All of the singers were at the top of their form. Teresa Wakim’s voice was warm and rich, but flexible enough to render the subtlest inflections and most brilliant ornamentation. Aaron Sheehan gave an ardent performance as Acis, balancing most effectively the warmth of his tenor voice and its bright surface, which served him well, in both the more lyrical and the more ornamented parts. Douglas Williams used the dark, leathery depths of his lowest register to portray the monstrosity of his character, showing a fairly subtle wit in his characterization that never descended into broad comedy. As Damon, Jason McStoots sang with his usual impeccably produced and articulated tenor, as well as his fine sense of comic business. Michael Kelley also dealt ably with the smaller part of Coridon. The five singers joined together for the choruses, which benefitted not only from the vibrant color, flexibility, and clarity of a small group of soloists, but also from the subtle passing inflections in phrase and vocal color possible in this way. The results were nothing short of amazing in the opening chorus of the second act, “Wretched lovers!” As a vocal quintet this music can achieve its full expressiveness and seems to stand respectably beside its great counterparts in the Marriage of Figaro and Die Meistersinger. The incomparable BEMF Orchestra, led by Stephen Stubbs, Paul O’Dette, and Robert Mealy, played with their characteristic inner unanimity and sensitive ear for each other and the singers.
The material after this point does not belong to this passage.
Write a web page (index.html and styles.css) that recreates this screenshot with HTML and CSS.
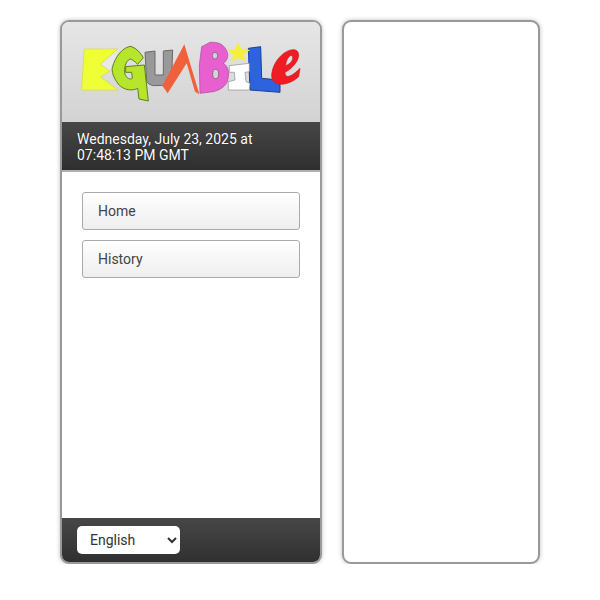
FILE: index.html
```html
<!DOCTYPE html>
<html lang="en">
<head>
<meta charset="utf-8">
<title>Egumbile</title>
<link rel="stylesheet" href="styles.css">
</head>
<body>
<div class="layout">
  <aside class="panel side">
    <header class="brand">
      <svg class="logo" viewBox="0 0 720 225" role="img" aria-label="Egumbile logo">
        <polygon fill="#e9e9e9" points="128,44 76,88 105,108 122,70"/>
        <polygon fill="#efff36" stroke="#d5dc30" stroke-width="2" points="28,42 128,42 76,88 105,108 76,125 128,165 20,165"/>
        <path fill="#999" stroke="#6a6a6a" stroke-width="3" stroke-linejoin="round" d="M210,52 L240,48 L240,120 L265,120 L265,48 L293,45 L290,125 C285,140 275,150 265,151 L235,152 C225,150 218,145 215,140 Z"/>
        <path fill="#b6e52c" stroke="#5f7f22" stroke-width="3" stroke-linejoin="round" d="M112,98 C120,65 145,35 168,34 C185,40 198,55 205,68 L188,88 C178,78 170,72 165,72 C152,78 146,100 150,118 C155,130 165,135 172,130 L170,112 L152,112 L152,95 L208,90 L220,198 L192,192 L188,160 C165,172 135,160 125,140 C115,125 110,110 112,98 Z"/>
        <polygon fill="#f0603a" points="262,152 328,28 373,178 360,170 335,85 278,175"/>
        <g transform="translate(345)">
          <path fill="#e85fd0" stroke="#a34d94" stroke-width="2" d="M35,35 L60,22 C85,20 105,28 113,55 C115,70 108,80 100,85 C115,95 120,110 112,140 C105,155 90,165 70,170 L30,175 L28,90 Z"/>
          <ellipse fill="#d8d0d8" stroke="#70506c" stroke-width="2" cx="75" cy="62" rx="8" ry="10"/>
          <ellipse fill="#d8d0d8" stroke="#70506c" stroke-width="2" cx="77" cy="117" rx="9" ry="14"/>
          <polygon fill="#2d63dc" stroke="#1b3f9c" stroke-width="3" points="175,40 212,35 215,130 270,135 270,172 180,165"/>
          <polygon fill="#ffffff" stroke="#8c8c8c" stroke-width="2" points="118,92 178,85 178,110 165,112 168,140 180,145 178,165 115,165 115,140 135,135 133,112 118,112"/>
          <polygon fill="#f4ee3c" points="145,22 155,42 180,45 160,60 167,78 145,70 125,78 130,60 112,42 135,42"/>
          <path fill="#f01c24" stroke="#d01820" stroke-width="2" fill-rule="evenodd" d="M245,125 C245,80 285,42 312,44 C335,46 332,85 285,112 C285,130 300,130 330,100 L326,125 C300,150 250,160 245,125 Z M287,92 C305,85 312,70 306,62 C298,58 288,75 287,92 Z"/>
        </g>
      </svg>
      <div class="clock">Wednesday, July 23, 2025 at 07:48:13 PM GMT</div>
    </header>
    <nav class="menu">
      <a class="menu-item" href="#">Home</a>
      <a class="menu-item" href="#">History</a>
    </nav>
    <footer class="foot">
      <select class="lang" aria-label="Language">
        <option>English</option>
      </select>
    </footer>
  </aside>
  <main class="panel content"></main>
</div>
</body>
</html>
```
FILE: styles.css
```css
html, body {
  margin: 0;
  padding: 0;
  background: #fff;
}
body {
  font-family: Roboto, "Liberation Sans", sans-serif;
}
.layout {
  display: flex;
  gap: 20px;
  padding: 20px 0 0 60px;
  height: 544px;
}
.panel {
  box-sizing: border-box;
  border: 2px solid #999;
  border-radius: 9px;
  box-shadow: 0 0 4px rgba(0, 0, 0, 0.25);
  background: #fff;
  overflow: hidden;
}
.side {
  width: 262px;
  display: flex;
  flex-direction: column;
}
.content {
  width: 198px;
}
.brand {
  background: linear-gradient(#e6e6e6, #c9c9c9);
}
.logo {
  display: block;
  width: 240px;
  height: 75px;
  margin: 13px 0 12px 13px;
}
.clock {
  box-sizing: border-box;
  height: 50px;
  padding: 9px 15px 0;
  background: linear-gradient(#474747, #2f2f2f);
  border-bottom: 2px solid #b0b0b0;
  color: #fff;
  font-size: 14px;
  line-height: 16px;
  text-shadow: 0 0 1px rgba(0, 0, 0, 0.6);
}
.menu {
  flex: 1;
  display: flex;
  flex-direction: column;
  gap: 10px;
  padding: 20px 20px 0;
}
.menu-item {
  box-sizing: border-box;
  height: 38px;
  padding: 0 15px;
  display: flex;
  align-items: center;
  border: 1px solid #aaa;
  border-radius: 3px;
  background: linear-gradient(#fff, #eee);
  color: #444;
  font-size: 14px;
  text-decoration: none;
}
.foot {
  height: 44px;
  box-sizing: border-box;
  padding: 8px 15px 0;
  background: linear-gradient(#474747, #303030);
}
.lang {
  display: block;
  width: 103px;
  height: 28px;
  padding: 0 9px;
  border: 0;
  border-radius: 5px;
  background: #fff;
  color: #333;
  font-family: inherit;
  font-size: 14px;
}
```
In my review of the premiere of this production in 2009 I expressed some reservations about the elaborate conceit behind the production and the vigorous activity on stage. Now, I’m happy to admit that I didn’t “get it” at the time. I don’t think it was entirely my own obtuseness, because the action has been simplified and perfected over repeated performances, perhaps subtly, and its point comes across more effectively. A program note has also been added, to spell out the aims of the production. This time I also had the benefit of attending Ellen T. Harris’ richly informative pre-concert lecture. 2009 was only the second year of the chamber opera program, and my expectations were grounded in the 2008 double bill of Charpentier’s Actéon and Blow’s Venus and Adonis, which concentrated more straightforwardly on recreating a period performance. I was not prepared for the range and variety of BEMF’s creativity in the genre. I now understand what a brilliant tour de force BEMF has achieved in this production of Handel’s early masterpiece.